start
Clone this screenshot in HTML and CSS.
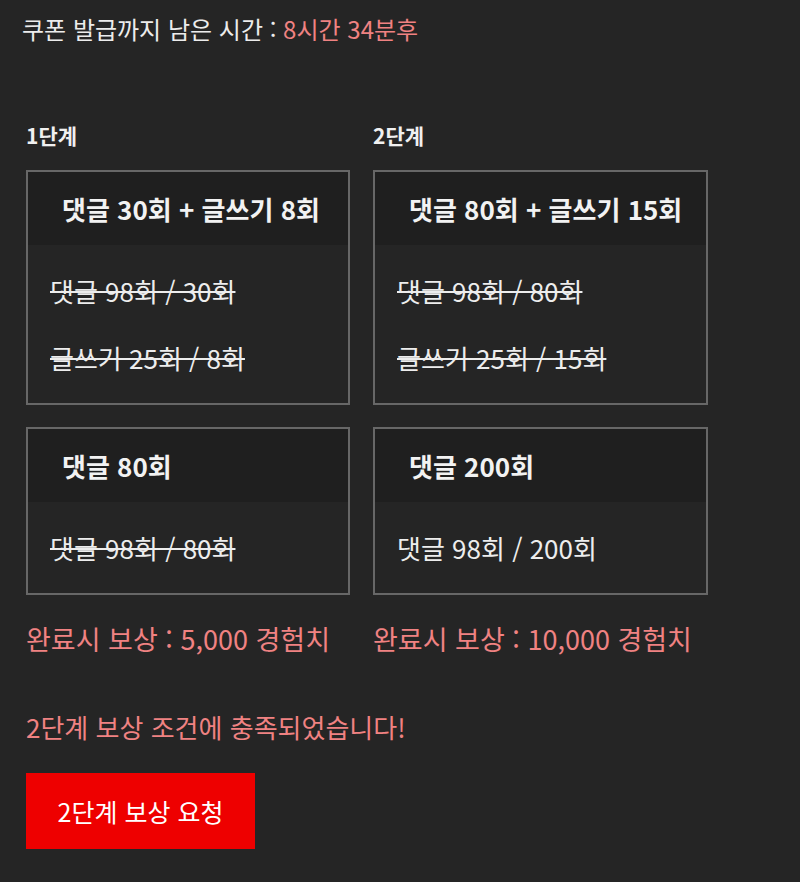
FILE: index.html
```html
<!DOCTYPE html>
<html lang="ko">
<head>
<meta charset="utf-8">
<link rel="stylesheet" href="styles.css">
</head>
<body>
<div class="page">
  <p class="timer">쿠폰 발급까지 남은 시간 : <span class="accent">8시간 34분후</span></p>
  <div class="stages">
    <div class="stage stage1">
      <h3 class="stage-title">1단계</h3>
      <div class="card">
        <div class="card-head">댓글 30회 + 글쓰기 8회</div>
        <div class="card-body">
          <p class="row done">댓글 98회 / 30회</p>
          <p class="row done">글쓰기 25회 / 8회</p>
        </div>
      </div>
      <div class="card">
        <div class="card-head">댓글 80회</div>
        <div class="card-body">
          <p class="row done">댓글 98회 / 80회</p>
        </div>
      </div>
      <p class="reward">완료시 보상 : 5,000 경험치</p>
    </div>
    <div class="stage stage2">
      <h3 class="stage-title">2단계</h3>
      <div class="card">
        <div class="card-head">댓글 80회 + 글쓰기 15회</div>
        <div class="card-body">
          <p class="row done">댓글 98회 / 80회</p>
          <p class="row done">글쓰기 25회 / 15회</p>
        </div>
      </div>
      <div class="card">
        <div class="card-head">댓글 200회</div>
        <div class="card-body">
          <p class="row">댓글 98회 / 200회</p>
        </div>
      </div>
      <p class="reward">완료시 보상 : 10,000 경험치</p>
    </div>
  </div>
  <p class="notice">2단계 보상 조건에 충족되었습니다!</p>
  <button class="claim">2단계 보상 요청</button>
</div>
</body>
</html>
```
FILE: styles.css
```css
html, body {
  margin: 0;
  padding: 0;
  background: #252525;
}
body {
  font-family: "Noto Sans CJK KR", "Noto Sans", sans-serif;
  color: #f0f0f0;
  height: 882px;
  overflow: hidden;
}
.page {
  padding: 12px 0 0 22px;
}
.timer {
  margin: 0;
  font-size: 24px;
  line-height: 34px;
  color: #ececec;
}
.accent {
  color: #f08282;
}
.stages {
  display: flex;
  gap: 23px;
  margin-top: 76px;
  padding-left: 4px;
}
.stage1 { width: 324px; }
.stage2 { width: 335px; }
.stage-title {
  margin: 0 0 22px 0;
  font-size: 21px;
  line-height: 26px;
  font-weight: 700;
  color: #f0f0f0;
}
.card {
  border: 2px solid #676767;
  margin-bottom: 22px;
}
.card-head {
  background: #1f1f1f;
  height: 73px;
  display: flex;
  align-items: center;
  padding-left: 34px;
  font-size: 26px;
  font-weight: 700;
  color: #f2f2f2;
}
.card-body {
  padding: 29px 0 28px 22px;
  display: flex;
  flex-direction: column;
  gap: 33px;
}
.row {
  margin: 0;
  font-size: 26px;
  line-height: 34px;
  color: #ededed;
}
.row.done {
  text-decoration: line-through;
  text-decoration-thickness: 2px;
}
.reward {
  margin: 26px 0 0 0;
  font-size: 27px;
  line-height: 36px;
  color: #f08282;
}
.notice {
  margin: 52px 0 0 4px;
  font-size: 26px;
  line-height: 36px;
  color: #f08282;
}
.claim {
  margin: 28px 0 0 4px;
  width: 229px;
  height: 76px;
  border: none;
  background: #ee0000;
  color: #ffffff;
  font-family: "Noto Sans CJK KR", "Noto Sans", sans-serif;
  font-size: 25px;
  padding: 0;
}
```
end
- [Aim of the exercise]:
Copy out all of the data word for word. Do not carry over any picture.

- [Answer for the task]:
Clone this screenshot in HTML and CSS.
FILE: index.html
```html
<!DOCTYPE html>
<html lang="ko">
<head>
<meta charset="utf-8">
<link rel="stylesheet" href="styles.css">
</head>
<body>
<div class="page">
  <p class="timer">쿠폰 발급까지 남은 시간 : <span class="accent">8시간 34분후</span></p>
  <div class="stages">
    <div class="stage stage1">
      <h3 class="stage-title">1단계</h3>
      <div class="card">
        <div class="card-head">댓글 30회 + 글쓰기 8회</div>
        <div class="card-body">
          <p class="row done">댓글 98회 / 30회</p>
          <p class="row done">글쓰기 25회 / 8회</p>
        </div>
      </div>
      <div class="card">
        <div class="card-head">댓글 80회</div>
        <div class="card-body">
          <p class="row done">댓글 98회 / 80회</p>
        </div>
      </div>
      <p class="reward">완료시 보상 : 5,000 경험치</p>
    </div>
    <div class="stage stage2">
      <h3 class="stage-title">2단계</h3>
      <div class="card">
        <div class="card-head">댓글 80회 + 글쓰기 15회</div>
        <div class="card-body">
          <p class="row done">댓글 98회 / 80회</p>
          <p class="row done">글쓰기 25회 / 15회</p>
        </div>
      </div>
      <div class="card">
        <div class="card-head">댓글 200회</div>
        <div class="card-body">
          <p class="row">댓글 98회 / 200회</p>
        </div>
      </div>
      <p class="reward">완료시 보상 : 10,000 경험치</p>
    </div>
  </div>
  <p class="notice">2단계 보상 조건에 충족되었습니다!</p>
  <button class="claim">2단계 보상 요청</button>
</div>
</body>
</html>
```
FILE: styles.css
```css
html, body {
  margin: 0;
  padding: 0;
  background: #252525;
}
body {
  font-family: "Noto Sans CJK KR", "Noto Sans", sans-serif;
  color: #f0f0f0;
  height: 882px;
  overflow: hidden;
}
.page {
  padding: 12px 0 0 22px;
}
.timer {
  margin: 0;
  font-size: 24px;
  line-height: 34px;
  color: #ececec;
}
.accent {
  color: #f08282;
}
.stages {
  display: flex;
  gap: 23px;
  margin-top: 76px;
  padding-left: 4px;
}
.stage1 { width: 324px; }
.stage2 { width: 335px; }
.stage-title {
  margin: 0 0 22px 0;
  font-size: 21px;
  line-height: 26px;
  font-weight: 700;
  color: #f0f0f0;
}
.card {
  border: 2px solid #676767;
  margin-bottom: 22px;
}
.card-head {
  background: #1f1f1f;
  height: 73px;
  display: flex;
  align-items: center;
  padding-left: 34px;
  font-size: 26px;
  font-weight: 700;
  color: #f2f2f2;
}
.card-body {
  padding: 29px 0 28px 22px;
  display: flex;
  flex-direction: column;
  gap: 33px;
}
.row {
  margin: 0;
  font-size: 26px;
  line-height: 34px;
  color: #ededed;
}
.row.done {
  text-decoration: line-through;
  text-decoration-thickness: 2px;
}
.reward {
  margin: 26px 0 0 0;
  font-size: 27px;
  line-height: 36px;
  color: #f08282;
}
.notice {
  margin: 52px 0 0 4px;
  font-size: 26px;
  line-height: 36px;
  color: #f08282;
}
.claim {
  margin: 28px 0 0 4px;
  width: 229px;
  height: 76px;
  border: none;
  background: #ee0000;
  color: #ffffff;
  font-family: "Noto Sans CJK KR", "Noto Sans", sans-serif;
  font-size: 25px;
  padding: 0;
}
```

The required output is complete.